Bork is a shell program. You run it how you want.
Concepts
Configs
A config is a bash script that is run under a bork "harness" that makes assertions about the state of a system. A basic config would look like this:
use brew git github # pulls these assertions out of stdlib into use
ok git # asserts system pkg manager has git package installed
ok directories ~/code # asserts ~/code exists
destination push ~/code # uses the "destination stack" to change the working directory
# using this over pushd has some benefits
ok github mattly/dotfiles # asserts code from git@github.com:mattly/dotfiles
# exists in ~/code/dotfiles
ok brew vim # asserts homebrew has installed vim
destination push vim/bundle
ok github tpope/vim-pathogen # asserts pathogen installed from github
ok github shougo/vimproc # asserts vimproc installed from github
if did_update; then # if vimproc was installed or upgraded, then re-run make
(cd vimproc && make clean && make)
fi
This config could be tested by bork with bork status vim.sh
or satisfied with
bork satisfy vim.sh
. In the future, I'd like to provide a 'compile' option to
generate a single, portable shell script.
Assertions
An assertion is basically something like:
- "this package should be installed"
- "this directory should exist"
- "these files should exist from somewhere else on the internet"

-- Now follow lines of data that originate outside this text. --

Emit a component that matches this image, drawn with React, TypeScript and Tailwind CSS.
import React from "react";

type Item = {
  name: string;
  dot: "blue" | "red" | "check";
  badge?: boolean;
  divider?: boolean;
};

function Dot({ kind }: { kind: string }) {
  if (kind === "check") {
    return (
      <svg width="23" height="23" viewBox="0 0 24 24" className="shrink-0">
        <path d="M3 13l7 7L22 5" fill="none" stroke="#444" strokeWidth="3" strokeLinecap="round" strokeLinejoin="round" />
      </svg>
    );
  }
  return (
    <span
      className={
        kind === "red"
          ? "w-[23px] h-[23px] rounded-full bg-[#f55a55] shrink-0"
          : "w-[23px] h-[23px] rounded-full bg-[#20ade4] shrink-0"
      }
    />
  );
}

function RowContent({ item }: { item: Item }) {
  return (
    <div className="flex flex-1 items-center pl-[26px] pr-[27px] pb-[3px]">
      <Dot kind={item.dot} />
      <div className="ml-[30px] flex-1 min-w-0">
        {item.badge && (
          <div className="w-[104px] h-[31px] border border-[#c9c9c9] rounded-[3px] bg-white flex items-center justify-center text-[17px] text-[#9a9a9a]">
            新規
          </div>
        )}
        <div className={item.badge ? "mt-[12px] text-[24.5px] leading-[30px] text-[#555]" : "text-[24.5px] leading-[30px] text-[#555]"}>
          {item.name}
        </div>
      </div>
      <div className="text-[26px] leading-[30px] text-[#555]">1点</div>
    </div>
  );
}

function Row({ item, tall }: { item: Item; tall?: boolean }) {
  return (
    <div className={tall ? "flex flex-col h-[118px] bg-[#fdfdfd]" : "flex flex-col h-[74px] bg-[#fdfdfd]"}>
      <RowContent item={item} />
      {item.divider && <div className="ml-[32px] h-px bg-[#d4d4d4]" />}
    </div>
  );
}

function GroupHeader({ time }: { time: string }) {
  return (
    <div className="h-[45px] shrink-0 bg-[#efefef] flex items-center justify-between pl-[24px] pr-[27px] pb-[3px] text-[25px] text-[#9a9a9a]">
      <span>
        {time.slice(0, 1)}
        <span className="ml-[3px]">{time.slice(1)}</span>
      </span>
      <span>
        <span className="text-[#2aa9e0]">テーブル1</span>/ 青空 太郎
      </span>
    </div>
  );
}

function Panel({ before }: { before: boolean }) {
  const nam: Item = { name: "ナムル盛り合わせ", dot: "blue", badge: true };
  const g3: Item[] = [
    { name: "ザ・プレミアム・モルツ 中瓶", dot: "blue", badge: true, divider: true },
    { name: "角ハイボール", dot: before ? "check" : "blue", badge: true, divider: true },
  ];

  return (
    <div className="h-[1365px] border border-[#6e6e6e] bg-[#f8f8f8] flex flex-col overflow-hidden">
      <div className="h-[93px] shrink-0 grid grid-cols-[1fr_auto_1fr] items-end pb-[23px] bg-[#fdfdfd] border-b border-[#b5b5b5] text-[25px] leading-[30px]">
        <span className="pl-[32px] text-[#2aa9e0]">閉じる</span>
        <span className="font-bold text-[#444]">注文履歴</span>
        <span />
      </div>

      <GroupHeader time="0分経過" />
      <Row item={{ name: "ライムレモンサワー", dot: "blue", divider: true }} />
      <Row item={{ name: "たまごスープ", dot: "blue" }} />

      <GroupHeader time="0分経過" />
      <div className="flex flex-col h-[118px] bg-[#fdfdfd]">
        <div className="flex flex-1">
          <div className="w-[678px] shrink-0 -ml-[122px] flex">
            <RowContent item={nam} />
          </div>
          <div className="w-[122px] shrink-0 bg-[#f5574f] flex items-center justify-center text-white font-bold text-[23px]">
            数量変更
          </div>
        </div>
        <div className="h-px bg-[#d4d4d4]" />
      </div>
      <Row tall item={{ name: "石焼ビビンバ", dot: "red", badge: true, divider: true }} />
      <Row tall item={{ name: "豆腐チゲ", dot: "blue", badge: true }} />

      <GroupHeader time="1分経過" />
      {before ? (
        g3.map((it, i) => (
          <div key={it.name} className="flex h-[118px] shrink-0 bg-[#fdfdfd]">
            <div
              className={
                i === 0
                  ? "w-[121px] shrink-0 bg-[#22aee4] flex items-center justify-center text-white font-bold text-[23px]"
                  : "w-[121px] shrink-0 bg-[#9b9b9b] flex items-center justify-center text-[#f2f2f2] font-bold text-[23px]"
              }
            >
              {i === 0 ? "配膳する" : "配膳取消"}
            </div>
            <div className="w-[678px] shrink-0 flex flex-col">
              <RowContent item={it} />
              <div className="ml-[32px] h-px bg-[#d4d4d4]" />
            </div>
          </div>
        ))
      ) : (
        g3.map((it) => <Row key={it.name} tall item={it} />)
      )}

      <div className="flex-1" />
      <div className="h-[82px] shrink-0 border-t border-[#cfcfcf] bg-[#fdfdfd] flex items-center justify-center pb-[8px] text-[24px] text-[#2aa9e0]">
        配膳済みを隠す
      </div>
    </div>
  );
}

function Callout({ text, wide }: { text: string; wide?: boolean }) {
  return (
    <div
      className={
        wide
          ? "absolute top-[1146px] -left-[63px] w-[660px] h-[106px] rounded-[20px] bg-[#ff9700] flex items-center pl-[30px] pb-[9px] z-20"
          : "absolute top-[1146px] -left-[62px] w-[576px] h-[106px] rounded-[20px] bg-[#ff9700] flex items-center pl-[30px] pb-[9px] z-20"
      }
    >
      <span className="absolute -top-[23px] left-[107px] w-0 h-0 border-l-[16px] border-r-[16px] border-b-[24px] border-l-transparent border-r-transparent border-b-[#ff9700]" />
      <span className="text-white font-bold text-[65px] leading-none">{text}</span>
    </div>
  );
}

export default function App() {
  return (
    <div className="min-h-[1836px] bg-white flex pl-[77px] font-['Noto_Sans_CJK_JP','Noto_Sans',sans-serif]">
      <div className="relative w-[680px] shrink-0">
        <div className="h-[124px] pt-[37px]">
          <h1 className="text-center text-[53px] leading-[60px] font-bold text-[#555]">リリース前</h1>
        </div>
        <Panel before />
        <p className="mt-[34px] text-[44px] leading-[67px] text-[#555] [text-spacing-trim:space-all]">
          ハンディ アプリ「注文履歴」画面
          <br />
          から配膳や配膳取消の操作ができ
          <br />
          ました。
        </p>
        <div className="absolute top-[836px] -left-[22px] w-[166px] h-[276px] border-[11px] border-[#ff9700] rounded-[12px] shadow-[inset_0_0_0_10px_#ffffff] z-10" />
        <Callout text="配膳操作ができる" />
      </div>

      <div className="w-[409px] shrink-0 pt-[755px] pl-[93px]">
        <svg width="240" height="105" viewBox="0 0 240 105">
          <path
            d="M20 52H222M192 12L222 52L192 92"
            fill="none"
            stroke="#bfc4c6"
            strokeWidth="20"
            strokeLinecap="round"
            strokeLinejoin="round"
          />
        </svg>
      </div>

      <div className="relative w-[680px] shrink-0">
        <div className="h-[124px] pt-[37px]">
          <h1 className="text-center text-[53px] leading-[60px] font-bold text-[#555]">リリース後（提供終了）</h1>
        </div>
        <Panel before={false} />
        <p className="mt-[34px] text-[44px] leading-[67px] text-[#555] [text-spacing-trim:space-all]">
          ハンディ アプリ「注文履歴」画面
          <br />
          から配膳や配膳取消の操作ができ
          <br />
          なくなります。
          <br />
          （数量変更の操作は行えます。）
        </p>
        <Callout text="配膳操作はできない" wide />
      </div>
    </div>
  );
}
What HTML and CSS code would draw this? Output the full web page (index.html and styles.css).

- "this file should be symlinked to somewhere else or have these permissions"
Use your imagination. Look in core/
and stdlib/
and see the existing ones:
pkg:
a pass-through to the system package manager.brew
: homebrew, used by the aboveapt
: apt, used by pkggit
: code from a git repositorygithub
: like previously, but with a github url patterndirectories
: that certain directories existsymlink
: that certain files are symlinked elsewhere
More assertion types are planned:
- other package managers: apt, yum, etc.
- VCS managers: hg, darcs
- PL package managers: npm, rubygems, pip, cabal, etc. Note that bork is intended for global installation of these packages, not per-project; tools like Bundler or package.json are more appropriate for project-level assertions.
- Cron jobs, init.d files, launchctl tasks, etc
- Files exist with certain text, and some kind of template renderer
- OS X settings via defaults
Look At All The Things It's NOT Doing
To the degree Bork is opinionated, it is very opinionated about what it does not want responsibility for:
- Collaboration: Use GitHub. Or Whatever.
- Versioning: Bring your own VCS. Git, Mercurial, Darcs, CVS or whatever.
- Orchestration: There are plenty of good tools that do this already. Fabric and Capistrano come immediately to mind.
- Role Management: Just include another config. Compose configs from sub-configs.
- Hardcore Dependency Management: This should be outsourced to your package manager, then managed inline in your scripts. For example, the 'rbenv' package should be installed before calling an rbenv source. This is coding 101, people. It ain't that hard.